Tayyip Erdoğan’la sorular, sorunlar...

Tayyip Erdoğan’la sorular, sorunlar...

Yunanistan Başbakanı Yorgo Papandreu bu yakınlarda Başbakan Erdoğan’la Erzurum’da yaptığı ortak basın toplantısında lafı hiç uzatmadan özetle dedi ki:
“Türkiye Kıbrıs’ta işgalci durumundadır. Bu durum sona ermeden Türkiye Avrupa Birliği’ne giremez.”
Yine bu yakınlarda Almanya Başbakanı Angela Merkel Güney Kıbrıs’tan Ankara’ya seslendi, o da özetle dedi ki:
“Türkiye limanlarını Kıbrıs’a açmadan AB ile üyelik müzakerelerinde herhangi bir hareketlenme beklemeyin.”
Başbakan Erdoğan sinirlendi.
Tepki gösterdi.
Özellikle Merkel’i fena haşladı.
Olabilir.
Öfke baldan tatlıdır, hele kritik bir seçime giderken, milliyetçilik yarışı için düğmeye basıldığı bir dönemde...
Ama işin gerçeği nedir?
Soğukkanlı düşünmek lazım.
Evet, Türkiye 1974 yılında kendi soydaşlarını muhtemel bir ‘etnik temizlik’ten kurtarmak için Kıbrıs’a askeri müdahale yapmak zorunda kalmıştır.
Ancak bu durum, yani Türkiye’nin haklılığı bir noktayı değiştirmiyor:
Türkiye bugün Birleşmiş Milletler kararlarına, uluslararası hukuka göre Kıbrıs’ta ‘işgalci’ konumundadır.
Bu nedenle, Türkiye’nin bu ‘işgalciliği’ son bulmadan Kıbrıs sorunu çözülmüş olmaz.
Bu bir.
İkincisi, Kıbrıs’ta çözüm olmadan Türkiye AB’ye giremez. Çünkü Kıbrıs Rum yönetimiyle Yunanistan vetoları buna geçit vermez.
Yorgo Papandreu’ya kızabilirsiniz.
Ama hayatın bu gerçeği değişmez!
Bunun gibi, Almanya Başbakanı Merkel de Kıbrıs konusunda hayatın bu gerçeğini bir başka bakımdan bize anımsatmıştır.
Tayyip Erdoğan’ın Merkel’e tepkisinde haklı yanlar var.
Ama abartmamak kaydıyla...
Annan Planı’na 2004 yılında evet diyen KKTC’ye birçok açıdan haksızlık edilmiştir.

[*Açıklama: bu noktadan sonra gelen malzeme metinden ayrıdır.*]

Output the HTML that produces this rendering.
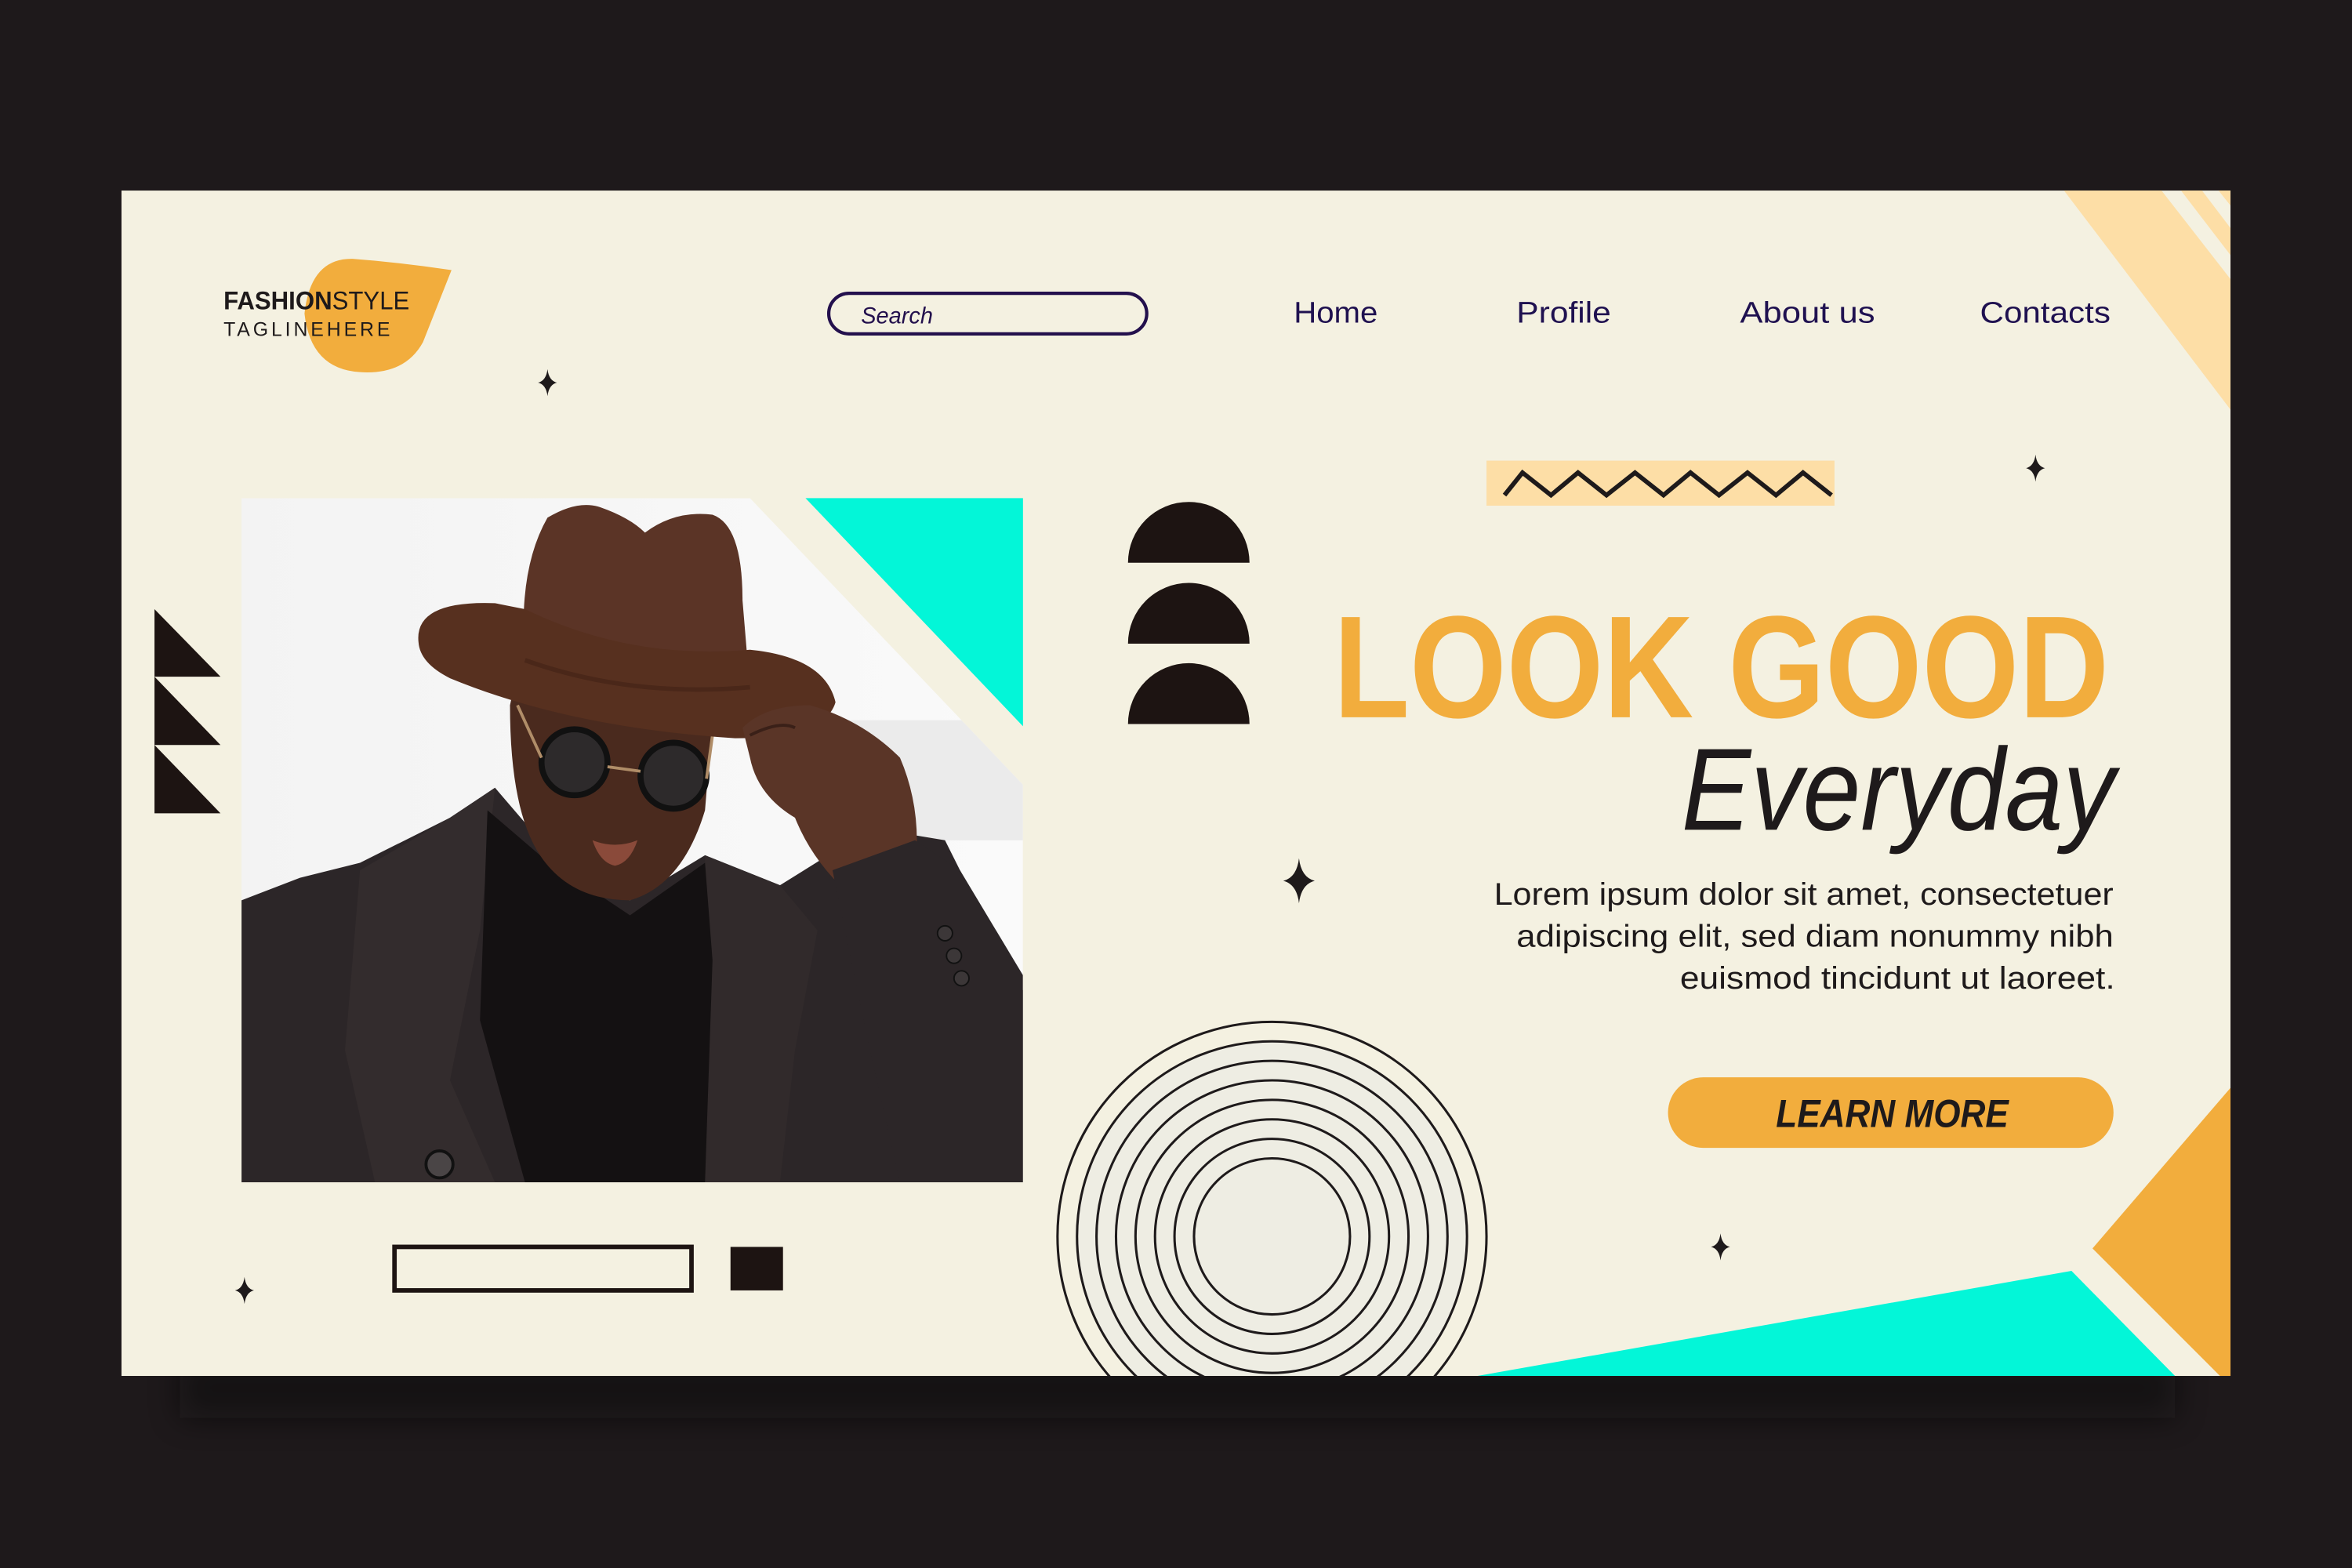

Planı reddeden Rumlar AB’ye tek başına alınarak mükafatlandırılırken, Kıbrıs Türkleri cezalandırılmıştır.
Bu haksız durum bugün de sürmekte...
Ama iş bununla bitmiyor.
Türkiye de ‘AB hukuku’nun gereği olan bazı adımları atmak zorunda, fazla geciktirmeden...
Bu bakımdan, Türkiye limanlarının Güney Kıbrıs’a açılması pek öyle yabana atılabilecek bir konu değil.
‘AB hukuku’ böyle buyuruyor çünkü.
Kıbrıs’la ilgili olarak bu da hayatımızın bir gerçeği. Bu adım atılmadığı sürece, Türkiye’nin AB ile üyelik müzakerelerinin çıkmazdan kurtulması bugün için mümkün gözükmüyor.
Bu konuda Angela Merkel’e kızabilirsiniz ama fazla değişen bir şey olmaz, olamaz.
Başbakan Erdoğan bir bakıma haklı olarak soruyor:
“Söyleyin o zaman, bizi hakikaten AB’de görmek istiyor musunuz, istemiyor musunuz?”
Ama kimileri de Erdoğan’a soruyor, “Sizin AB’ye dönük niyetiniz ciddi mi?”diye...
Bu soru da sorulabilir.
Ama biliyorum, bu gibi soruların ya da hayatın bir gerçeği olarak ciddi Kıbrıs tartışmalarının pek zamanı değil.
Zamanı gelebilirse, seçim sonrası gelecek.